I’m going to get straight to the point - the main thing we need to establish here is whether or not Johnny Foreigner have progressed past their mid-2000s, slightly eccentric, exaggerated indie rock niche. We’re now four albums and seven EPs into the three-piece’s almost six-year career, and sometimes it just doesn’t feel like we’ve ever moved away from 'Sometimes In The Bullring'. A song that, for me, defined everything the band ever wanted to be: the soundtrack to an obscure teenage melodrama; dripping tales of woe, despair, love and angst dressed up in a pseudo-happiness and a belief that yes, we are better than all of these troubles.

Waited Up Til It Was Light presented this perfectly. It’s a great album musically and lyrically and I will always think fondly of it. It’s just so hard to try and summarise everything since then as anything other than ‘more of the same’. Don’t get me wrong – this is obviously a band that can display an impressive amount of consistency – but I just can’t help but feel there’s space to fill where songs like 'Salt, Pepper and Spinderlla', 'Our Bipolar Friends' and 'Eyes Wide Terrified' used to be all the way back in 2008.

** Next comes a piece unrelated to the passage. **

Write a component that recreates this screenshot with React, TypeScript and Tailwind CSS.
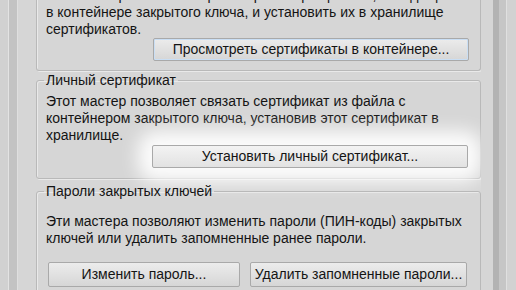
const btn =
  'h-[23px] rounded-[2px] border border-[#a9a9a9] bg-gradient-to-b from-[#ececec] to-[#d6d6d6] text-center leading-[21px] text-[#141414]'

function LeftEdge() {
  return (
    <div className="flex h-full w-[36px] shrink-0">
      <div className="w-[8px] bg-[#d1d1d1]" />
      <div className="w-px bg-[#e3e3e3]" />
      <div className="w-[8px] bg-[#c3c3c3]" />
      <div className="w-px bg-[#dfdfdf]" />
      <div className="flex-1 bg-[#d6d6d6]" />
    </div>
  )
}

function RightEdge() {
  return (
    <div className="flex h-full flex-1">
      <div className="w-[12px] bg-[#d6d6d6]" />
      <div className="w-[6px] bg-[#b3b3b3]" />
      <div className="w-[7px] bg-[#c6c6c6]" />
      <div className="w-px bg-[#e0e0e0]" />
      <div className="flex-1 bg-[#d2d2d2]" />
    </div>
  )
}

const group =
  'rounded-[3px] border border-[#b9b9b9] shadow-[inset_1px_1px_0_#e9e9e9,1px_1px_0_#e9e9e9] px-[9px]'

export default function App() {
  return (
    <div className="flex h-[290px] w-[516px] overflow-hidden bg-[#d6d6d6] font-['Tahoma','Liberation_Sans',sans-serif] text-[14px] leading-[17px] text-[#141414]">
      <LeftEdge />

      <div className="-mt-[13px] flex w-[445px] shrink-0 flex-col">
        {/* top group, header scrolled out of view */}
        <div className={`${group} rounded-t-none border-t-0 pb-[9px]`}>
          <p>
            Этот мастер позволяет просмотреть сертификаты, находящиеся
            <br />в контейнере закрытого ключа, и установить их в хранилище
            <br />
            сертификатов.
          </p>
          <div className="flex justify-end pr-[2px]">
            <button
              className={`${btn} w-[316px] border-[#3f86d6] shadow-[inset_0_0_0_1px_#c9def4]`}
            >
              Просмотреть сертификаты в контейнере...
            </button>
          </div>
        </div>

        <fieldset className={`${group} mt-px pb-[10px]`}>
          <legend className="ml-[-2px] px-[2px]">Личный сертификат</legend>
          <p className="pt-[4px]">
            Этот мастер позволяет связать сертификат из файла с
            <br />
            контейнером закрытого ключа, установив этот сертификат в
            <br />
            хранилище.
          </p>
          <div className="flex justify-end pr-[3px] pt-[1px]">
            {/* highlight glow around the button */}
            <div className="rounded-[6px] shadow-[0_0_18px_14px_rgba(255,255,255,0.92)]">
              <button className={`${btn} block w-[316px] from-[#f3f3f3] to-[#e2e2e2]`}>
                Установить личный сертификат...
              </button>
            </div>
          </div>
        </fieldset>

        <fieldset className={`${group} mt-[4px] pb-[10px]`}>
          <legend className="ml-[-2px] px-[2px]">Пароли закрытых ключей</legend>
          <p className="pt-[13px]">
            Эти мастера позволяют изменить пароли (ПИН-коды) закрытых
            <br />
            ключей или удалить запомненные ранее пароли.
          </p>
          <div className="flex gap-[10px] pl-[2px] pt-[15px]">
            <button className={`${btn} h-[25px] w-[192px]`}>Изменить пароль...</button>
            <button className={`${btn} h-[25px] w-[217px]`}>
              Удалить запомненные пароли...
            </button>
          </div>
        </fieldset>
      </div>

      <RightEdge />
    </div>
  )
}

But let’s stop dwelling on the past and deal with the present: Johnny Foreigner vs. Everything is here (which is a bold statement in itself, as I was pretty much under the assumption that they’d faced basically “everything” in their discography so far) and at first glance it’s incredibly daunting and does nothing to reassure my doubts – it’s 17 tracks long and has song titles that score from 1-1000 on the obscurity-to-pretentiousness scale. Guess we’d better get stuck in then?

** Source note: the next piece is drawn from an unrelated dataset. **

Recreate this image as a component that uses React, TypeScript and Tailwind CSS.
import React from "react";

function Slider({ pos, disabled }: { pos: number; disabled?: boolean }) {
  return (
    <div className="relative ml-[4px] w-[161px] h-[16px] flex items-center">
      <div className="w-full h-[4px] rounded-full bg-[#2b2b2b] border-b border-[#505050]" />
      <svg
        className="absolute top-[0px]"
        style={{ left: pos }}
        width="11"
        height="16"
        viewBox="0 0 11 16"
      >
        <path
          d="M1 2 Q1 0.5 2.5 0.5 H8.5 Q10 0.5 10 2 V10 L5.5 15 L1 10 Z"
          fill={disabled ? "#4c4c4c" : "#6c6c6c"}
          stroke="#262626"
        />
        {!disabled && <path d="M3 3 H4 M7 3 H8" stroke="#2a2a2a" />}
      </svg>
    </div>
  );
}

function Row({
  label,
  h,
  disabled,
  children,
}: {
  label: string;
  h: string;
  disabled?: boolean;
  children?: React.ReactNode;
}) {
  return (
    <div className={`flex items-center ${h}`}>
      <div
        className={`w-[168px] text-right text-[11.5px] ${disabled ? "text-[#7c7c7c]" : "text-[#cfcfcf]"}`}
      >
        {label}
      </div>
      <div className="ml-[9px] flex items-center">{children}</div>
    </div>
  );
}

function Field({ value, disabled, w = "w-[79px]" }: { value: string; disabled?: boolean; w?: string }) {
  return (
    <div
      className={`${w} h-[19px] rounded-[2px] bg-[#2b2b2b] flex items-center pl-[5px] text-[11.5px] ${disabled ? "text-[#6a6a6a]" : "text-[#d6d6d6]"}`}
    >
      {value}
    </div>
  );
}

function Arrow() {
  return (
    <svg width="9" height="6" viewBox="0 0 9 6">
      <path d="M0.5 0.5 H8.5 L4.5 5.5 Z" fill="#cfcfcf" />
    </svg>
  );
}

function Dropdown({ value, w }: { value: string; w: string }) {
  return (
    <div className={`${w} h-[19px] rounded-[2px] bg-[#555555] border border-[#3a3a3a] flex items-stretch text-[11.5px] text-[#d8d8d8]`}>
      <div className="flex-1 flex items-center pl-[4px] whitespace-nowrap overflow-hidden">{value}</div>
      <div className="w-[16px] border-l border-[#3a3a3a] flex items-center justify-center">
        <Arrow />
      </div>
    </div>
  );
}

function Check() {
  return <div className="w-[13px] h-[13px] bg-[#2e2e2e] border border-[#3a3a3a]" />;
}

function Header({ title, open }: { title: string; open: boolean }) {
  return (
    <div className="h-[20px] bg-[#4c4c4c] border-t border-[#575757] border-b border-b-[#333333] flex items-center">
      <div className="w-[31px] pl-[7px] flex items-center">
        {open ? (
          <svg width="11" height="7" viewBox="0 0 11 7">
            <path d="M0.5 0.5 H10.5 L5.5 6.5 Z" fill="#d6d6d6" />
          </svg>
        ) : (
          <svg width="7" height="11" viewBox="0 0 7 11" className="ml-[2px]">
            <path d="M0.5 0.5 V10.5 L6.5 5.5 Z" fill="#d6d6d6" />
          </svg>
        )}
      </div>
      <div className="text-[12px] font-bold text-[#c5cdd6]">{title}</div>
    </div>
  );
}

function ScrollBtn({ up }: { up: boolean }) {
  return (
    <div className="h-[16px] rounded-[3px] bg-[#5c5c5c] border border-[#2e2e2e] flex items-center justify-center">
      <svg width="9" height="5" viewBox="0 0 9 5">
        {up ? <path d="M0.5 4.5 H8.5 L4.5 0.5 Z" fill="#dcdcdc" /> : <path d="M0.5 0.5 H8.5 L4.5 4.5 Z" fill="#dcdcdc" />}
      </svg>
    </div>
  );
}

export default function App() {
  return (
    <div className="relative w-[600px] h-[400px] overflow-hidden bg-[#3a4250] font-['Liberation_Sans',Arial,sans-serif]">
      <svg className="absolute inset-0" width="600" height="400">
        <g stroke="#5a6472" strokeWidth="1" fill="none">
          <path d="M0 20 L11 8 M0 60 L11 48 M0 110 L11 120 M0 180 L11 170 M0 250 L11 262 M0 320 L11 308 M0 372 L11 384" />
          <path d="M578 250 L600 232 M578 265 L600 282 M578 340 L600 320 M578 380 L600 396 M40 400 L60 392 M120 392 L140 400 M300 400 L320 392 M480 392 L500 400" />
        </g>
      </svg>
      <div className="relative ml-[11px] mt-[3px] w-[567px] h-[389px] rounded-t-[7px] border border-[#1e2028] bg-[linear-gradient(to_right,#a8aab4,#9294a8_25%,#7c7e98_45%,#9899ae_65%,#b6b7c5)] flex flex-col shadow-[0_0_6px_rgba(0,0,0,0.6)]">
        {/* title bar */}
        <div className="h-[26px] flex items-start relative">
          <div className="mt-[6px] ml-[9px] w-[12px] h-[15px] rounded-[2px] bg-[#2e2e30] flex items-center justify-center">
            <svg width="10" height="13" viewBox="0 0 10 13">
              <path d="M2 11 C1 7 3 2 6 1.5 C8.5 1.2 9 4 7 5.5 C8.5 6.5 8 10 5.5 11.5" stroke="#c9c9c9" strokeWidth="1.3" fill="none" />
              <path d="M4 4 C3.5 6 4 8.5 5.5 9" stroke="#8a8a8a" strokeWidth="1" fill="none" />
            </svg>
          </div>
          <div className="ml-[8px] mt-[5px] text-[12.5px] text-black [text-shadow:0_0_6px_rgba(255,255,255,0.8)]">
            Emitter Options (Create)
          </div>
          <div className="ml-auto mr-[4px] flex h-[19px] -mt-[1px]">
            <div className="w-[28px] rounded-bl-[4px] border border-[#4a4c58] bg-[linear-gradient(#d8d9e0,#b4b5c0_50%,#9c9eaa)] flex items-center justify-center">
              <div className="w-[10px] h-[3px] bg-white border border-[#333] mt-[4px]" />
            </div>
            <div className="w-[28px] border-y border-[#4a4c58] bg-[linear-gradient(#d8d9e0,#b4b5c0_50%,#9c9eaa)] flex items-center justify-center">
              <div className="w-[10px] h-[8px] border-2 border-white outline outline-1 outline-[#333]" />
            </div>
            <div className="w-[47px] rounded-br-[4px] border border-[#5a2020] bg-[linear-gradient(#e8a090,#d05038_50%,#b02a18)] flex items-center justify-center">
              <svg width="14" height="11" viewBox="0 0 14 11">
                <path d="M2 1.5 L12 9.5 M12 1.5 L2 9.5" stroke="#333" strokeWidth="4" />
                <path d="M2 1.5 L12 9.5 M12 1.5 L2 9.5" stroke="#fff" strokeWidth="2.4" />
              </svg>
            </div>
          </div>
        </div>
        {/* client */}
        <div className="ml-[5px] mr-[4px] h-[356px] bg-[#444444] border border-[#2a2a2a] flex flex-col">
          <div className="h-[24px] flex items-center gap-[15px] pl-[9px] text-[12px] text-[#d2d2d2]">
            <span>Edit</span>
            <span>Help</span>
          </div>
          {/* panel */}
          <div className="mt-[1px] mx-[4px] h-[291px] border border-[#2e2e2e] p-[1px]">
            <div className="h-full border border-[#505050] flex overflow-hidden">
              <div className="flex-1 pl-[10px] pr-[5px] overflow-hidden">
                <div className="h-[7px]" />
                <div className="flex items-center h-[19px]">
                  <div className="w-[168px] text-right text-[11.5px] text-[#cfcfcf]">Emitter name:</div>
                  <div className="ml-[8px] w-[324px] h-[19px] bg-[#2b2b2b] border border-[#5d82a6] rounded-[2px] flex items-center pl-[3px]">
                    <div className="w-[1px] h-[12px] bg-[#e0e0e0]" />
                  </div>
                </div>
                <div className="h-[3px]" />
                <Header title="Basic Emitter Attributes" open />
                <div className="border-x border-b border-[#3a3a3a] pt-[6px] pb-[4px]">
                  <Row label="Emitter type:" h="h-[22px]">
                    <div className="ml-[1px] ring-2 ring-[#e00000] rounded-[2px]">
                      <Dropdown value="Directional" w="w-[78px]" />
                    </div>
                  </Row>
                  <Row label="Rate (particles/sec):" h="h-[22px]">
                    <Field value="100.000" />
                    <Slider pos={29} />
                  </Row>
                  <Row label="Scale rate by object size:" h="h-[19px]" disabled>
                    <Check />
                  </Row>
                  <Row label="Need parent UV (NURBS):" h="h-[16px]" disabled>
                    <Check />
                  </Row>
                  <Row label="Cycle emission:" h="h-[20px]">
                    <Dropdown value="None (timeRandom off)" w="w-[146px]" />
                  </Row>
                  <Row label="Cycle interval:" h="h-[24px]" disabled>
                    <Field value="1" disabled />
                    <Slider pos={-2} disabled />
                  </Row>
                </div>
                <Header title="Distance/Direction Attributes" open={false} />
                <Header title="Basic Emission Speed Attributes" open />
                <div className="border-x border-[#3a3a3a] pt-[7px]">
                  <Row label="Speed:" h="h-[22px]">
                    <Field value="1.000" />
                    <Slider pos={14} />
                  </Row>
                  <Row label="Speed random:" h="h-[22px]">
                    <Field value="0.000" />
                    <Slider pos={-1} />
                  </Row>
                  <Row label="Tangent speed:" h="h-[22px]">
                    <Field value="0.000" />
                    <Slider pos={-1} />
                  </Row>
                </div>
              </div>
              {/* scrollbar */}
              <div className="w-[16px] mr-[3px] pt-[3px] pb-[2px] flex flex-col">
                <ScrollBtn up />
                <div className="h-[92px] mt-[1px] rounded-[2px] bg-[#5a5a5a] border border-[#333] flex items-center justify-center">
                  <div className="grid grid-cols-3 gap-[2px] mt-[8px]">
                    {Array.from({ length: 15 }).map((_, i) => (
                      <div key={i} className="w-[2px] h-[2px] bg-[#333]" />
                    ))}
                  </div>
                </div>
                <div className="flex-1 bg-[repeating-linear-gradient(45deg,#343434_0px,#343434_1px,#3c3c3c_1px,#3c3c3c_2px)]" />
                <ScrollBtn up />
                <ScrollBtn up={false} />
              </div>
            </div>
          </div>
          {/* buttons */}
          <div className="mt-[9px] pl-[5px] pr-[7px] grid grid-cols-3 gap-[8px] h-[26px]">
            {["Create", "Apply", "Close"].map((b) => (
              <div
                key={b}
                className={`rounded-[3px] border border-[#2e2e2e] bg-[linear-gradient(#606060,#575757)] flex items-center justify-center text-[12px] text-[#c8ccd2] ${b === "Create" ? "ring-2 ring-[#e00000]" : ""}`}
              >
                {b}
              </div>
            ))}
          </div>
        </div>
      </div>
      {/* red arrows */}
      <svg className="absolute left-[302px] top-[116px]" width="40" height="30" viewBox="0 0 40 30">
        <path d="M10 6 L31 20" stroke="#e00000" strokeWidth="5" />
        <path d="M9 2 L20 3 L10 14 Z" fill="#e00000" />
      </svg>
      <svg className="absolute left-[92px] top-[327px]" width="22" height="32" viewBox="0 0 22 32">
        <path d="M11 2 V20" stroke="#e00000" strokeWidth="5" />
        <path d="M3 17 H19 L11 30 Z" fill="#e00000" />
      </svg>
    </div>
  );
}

Opening track 'If I’m The Most Famous Boy You’ve Ever Fucked, Then Honey, Yr In Trouble' is good. Yes! This one ticks the boxes on the “What’s Great About Johnny Foreigner” checklist: an overblown first-world-problems attitude (“I wanna be sat in parks with girls with sunglasses and cocktails”) coupled with a thunderous melody of chaos and confusion. We’re definitely on the right track here.

But then suddenly, there’s a subtle change in the tone of the record right from the second track 'With Who, Who And What I’ve Got' – this is the start of an ever-so-slight maturity for the band. There’s something a little tenderer about the track, and it acts as a premonition of things to come. '200X' could very well be 'Salt, Pepper and Spinderlla' part two and it’s exciting. “I’m done with this / I’m not giving in / I’m not giving up on you / we just got older” our humble protagonist Alexei Berrow gently croons, and it’s at this point in the record – a mere four tracks in – that Johnny Foreigner’s tiredness with themselves starts to show. This is a band in a very sensitive, frustrated and stripped-back state, and contrary to belief it’s exactly what they need right now because they’re producing some of the best songs they ever have.

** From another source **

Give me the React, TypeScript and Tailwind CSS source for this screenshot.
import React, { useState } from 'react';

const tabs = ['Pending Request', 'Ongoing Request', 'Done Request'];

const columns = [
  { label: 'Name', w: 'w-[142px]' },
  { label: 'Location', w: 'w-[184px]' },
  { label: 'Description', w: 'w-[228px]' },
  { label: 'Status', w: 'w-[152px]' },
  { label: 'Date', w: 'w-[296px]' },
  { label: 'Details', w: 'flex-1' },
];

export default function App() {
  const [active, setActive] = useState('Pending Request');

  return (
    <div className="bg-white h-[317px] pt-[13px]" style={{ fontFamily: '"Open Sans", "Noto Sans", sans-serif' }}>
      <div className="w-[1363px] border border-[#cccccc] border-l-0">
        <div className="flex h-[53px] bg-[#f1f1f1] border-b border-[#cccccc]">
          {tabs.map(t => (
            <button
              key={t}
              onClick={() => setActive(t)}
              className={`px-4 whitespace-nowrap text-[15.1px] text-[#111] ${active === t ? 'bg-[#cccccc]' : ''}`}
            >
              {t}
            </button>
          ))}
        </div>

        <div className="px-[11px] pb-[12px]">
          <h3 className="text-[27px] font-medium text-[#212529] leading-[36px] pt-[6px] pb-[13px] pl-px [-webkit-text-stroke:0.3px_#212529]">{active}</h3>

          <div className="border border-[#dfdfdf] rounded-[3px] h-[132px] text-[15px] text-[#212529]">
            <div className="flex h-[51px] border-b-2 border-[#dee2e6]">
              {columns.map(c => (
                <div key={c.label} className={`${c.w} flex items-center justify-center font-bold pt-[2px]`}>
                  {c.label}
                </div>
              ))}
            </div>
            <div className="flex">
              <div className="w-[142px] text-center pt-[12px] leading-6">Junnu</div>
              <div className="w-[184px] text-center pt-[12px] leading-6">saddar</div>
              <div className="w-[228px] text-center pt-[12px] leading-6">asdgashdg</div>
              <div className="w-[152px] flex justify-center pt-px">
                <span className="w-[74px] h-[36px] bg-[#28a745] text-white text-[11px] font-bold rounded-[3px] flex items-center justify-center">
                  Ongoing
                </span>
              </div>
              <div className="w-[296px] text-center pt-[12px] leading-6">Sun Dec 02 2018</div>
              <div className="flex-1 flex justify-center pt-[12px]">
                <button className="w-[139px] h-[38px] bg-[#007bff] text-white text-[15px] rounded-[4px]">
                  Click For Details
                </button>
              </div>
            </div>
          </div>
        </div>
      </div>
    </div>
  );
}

Realistically, there are only really 15 tracks: 'concret1' and 'concret2' act as skits (or should I say poems?) of seemingly random, cut-and-pasted audio clips of pessimistic thoughts, teenage angst and general self-hatred that only emphasise this building frustration – at least lyrically – with the idea of growing up and realising that everything didn’t turn out exactly how you wanted it to. They put it best themselves in the opening lyrics to 'You vs. Everything': “Teenagers need happy homes like parents need their learning curves / though everyone you ever meet will die.”

This is Johnny Foreigner really breaking into the Jimmy Eat World-esque ideology, dressing it up as something that the 15-year-old inside of you can happily listen to without being told that “LOL, u have no taste in music, m8” when your hipster friend stumbles upon your Last.fm page late one night.

But all jokes aside, for the band this is a statement about what they’re all about, that they are really one of the best bands at what they do. They relate to all those petty problems you struggle with every day: the 9-to-5, the silly things that boys and girls can do sometimes to each other, the missed chances, the regrets, all the things that other bands are too cool to write about these days.

As a whole, this record is awesome. It’s refreshing to come back to a band after a long period of time to find that their new material is a doppelgänger of all the best bits you remember about them, souped-up. This is the definitive Johnny Foreigner record, and you’d be silly to let it pass you by.